Gather all lines containing the string "that" and copy them out.

» **Records for the exercise**
==============================
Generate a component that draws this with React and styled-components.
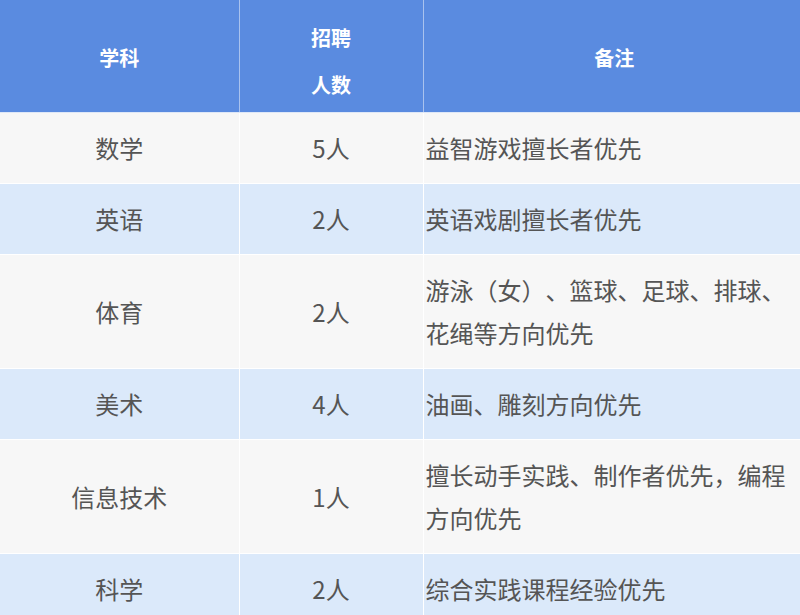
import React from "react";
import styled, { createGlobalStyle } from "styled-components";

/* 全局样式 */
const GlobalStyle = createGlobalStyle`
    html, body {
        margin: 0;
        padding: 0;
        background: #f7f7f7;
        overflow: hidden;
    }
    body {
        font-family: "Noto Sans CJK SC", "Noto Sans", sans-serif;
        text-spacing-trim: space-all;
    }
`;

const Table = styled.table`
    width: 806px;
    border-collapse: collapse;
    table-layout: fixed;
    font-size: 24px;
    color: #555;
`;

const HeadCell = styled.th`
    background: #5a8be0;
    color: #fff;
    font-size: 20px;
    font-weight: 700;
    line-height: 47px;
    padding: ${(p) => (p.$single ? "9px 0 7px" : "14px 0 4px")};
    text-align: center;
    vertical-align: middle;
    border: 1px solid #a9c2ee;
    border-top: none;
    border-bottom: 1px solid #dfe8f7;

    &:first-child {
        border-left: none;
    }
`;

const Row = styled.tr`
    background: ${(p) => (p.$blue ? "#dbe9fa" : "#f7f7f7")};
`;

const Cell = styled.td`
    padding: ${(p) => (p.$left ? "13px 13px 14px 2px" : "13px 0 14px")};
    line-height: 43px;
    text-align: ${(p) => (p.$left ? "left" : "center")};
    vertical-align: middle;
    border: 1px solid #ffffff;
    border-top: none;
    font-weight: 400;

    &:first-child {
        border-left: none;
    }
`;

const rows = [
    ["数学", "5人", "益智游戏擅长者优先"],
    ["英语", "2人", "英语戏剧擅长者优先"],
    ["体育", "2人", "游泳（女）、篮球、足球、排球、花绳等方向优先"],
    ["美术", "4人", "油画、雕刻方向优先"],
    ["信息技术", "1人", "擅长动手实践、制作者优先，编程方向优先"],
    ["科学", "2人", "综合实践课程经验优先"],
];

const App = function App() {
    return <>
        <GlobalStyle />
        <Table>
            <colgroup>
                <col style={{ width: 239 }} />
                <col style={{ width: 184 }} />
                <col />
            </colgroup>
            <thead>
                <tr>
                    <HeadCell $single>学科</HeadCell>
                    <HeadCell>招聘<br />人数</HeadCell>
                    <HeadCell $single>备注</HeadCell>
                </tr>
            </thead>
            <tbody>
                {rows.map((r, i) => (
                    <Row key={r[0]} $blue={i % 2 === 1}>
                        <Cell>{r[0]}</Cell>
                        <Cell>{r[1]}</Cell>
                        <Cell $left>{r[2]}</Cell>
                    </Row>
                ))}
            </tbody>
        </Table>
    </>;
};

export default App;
==============================
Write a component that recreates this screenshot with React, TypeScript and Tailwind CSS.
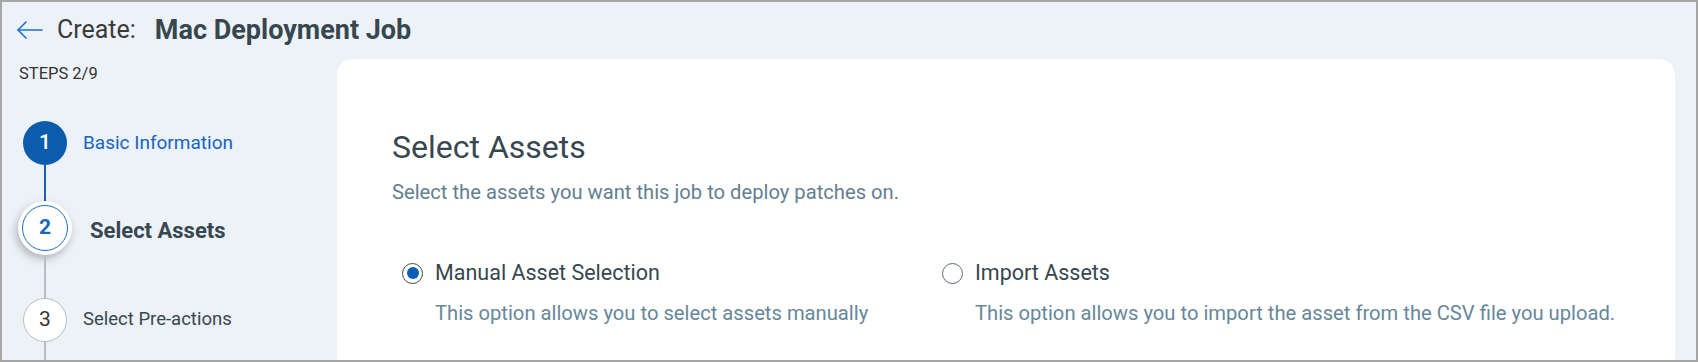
==============================
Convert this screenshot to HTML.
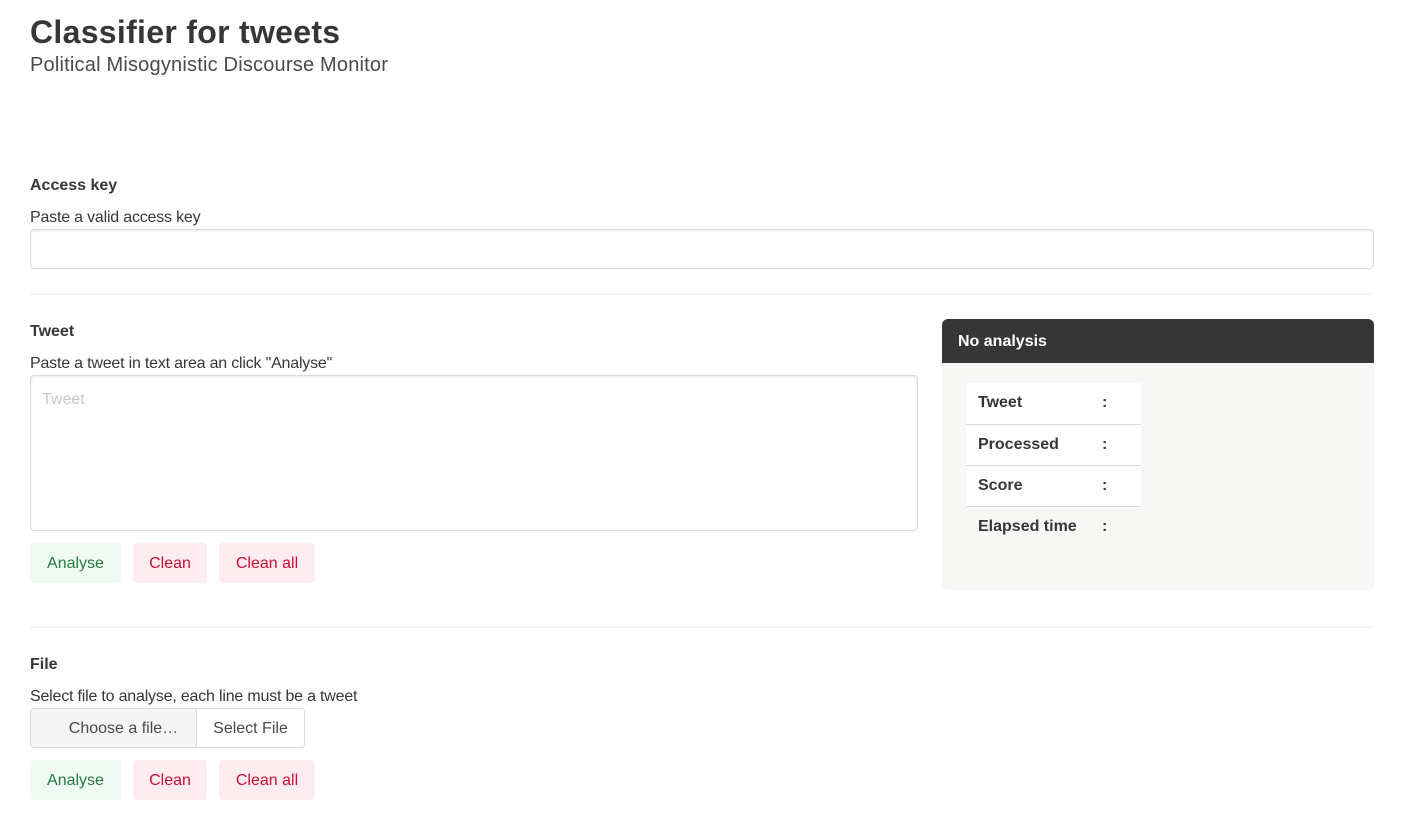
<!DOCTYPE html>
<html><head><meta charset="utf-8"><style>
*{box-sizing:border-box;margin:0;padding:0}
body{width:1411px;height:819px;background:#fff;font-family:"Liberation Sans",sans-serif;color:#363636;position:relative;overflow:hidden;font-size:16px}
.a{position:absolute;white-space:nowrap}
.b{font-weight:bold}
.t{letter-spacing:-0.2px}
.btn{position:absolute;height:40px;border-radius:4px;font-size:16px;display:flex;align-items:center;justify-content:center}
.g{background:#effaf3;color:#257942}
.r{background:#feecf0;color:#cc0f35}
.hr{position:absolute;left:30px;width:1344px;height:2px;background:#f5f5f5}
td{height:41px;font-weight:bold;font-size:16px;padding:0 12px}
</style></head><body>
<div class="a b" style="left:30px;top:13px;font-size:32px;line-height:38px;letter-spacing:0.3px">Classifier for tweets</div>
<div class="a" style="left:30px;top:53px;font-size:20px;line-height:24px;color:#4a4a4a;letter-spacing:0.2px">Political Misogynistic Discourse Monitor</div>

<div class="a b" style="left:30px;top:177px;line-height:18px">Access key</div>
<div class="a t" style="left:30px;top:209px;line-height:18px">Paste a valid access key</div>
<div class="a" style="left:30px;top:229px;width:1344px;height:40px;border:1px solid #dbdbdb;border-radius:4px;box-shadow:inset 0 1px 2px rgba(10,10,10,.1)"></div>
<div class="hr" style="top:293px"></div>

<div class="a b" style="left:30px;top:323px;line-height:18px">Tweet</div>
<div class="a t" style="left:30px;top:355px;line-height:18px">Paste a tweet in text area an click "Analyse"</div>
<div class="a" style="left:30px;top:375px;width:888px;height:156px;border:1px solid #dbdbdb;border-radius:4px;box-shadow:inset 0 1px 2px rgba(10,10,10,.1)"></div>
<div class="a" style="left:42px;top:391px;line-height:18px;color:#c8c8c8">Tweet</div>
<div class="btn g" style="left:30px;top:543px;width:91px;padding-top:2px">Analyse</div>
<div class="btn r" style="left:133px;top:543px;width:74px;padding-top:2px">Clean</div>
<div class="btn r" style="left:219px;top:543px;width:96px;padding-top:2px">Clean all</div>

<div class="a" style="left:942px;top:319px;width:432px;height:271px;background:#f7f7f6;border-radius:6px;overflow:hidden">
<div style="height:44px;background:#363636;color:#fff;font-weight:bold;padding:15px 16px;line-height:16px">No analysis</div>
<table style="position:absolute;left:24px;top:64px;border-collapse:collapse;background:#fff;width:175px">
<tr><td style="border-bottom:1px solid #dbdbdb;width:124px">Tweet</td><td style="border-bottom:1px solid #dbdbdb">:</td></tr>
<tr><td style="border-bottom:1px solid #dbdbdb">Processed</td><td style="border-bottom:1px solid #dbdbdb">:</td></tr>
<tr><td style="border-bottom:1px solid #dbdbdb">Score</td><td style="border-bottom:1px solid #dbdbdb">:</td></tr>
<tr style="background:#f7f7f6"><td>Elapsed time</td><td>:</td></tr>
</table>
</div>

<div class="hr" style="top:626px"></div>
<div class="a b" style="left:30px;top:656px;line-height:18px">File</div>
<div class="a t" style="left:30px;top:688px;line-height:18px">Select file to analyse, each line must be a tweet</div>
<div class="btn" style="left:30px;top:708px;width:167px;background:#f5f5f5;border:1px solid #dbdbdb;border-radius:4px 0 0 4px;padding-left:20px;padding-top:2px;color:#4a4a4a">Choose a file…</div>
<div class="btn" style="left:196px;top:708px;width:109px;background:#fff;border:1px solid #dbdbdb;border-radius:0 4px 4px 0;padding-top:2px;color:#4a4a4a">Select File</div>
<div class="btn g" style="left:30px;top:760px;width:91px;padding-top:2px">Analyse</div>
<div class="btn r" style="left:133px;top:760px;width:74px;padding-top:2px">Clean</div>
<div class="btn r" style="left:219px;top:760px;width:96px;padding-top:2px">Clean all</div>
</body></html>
==============================
» **Solution**
Generate a component that draws this with React and styled-components.
Write a component that recreates this screenshot with React, TypeScript and Tailwind CSS.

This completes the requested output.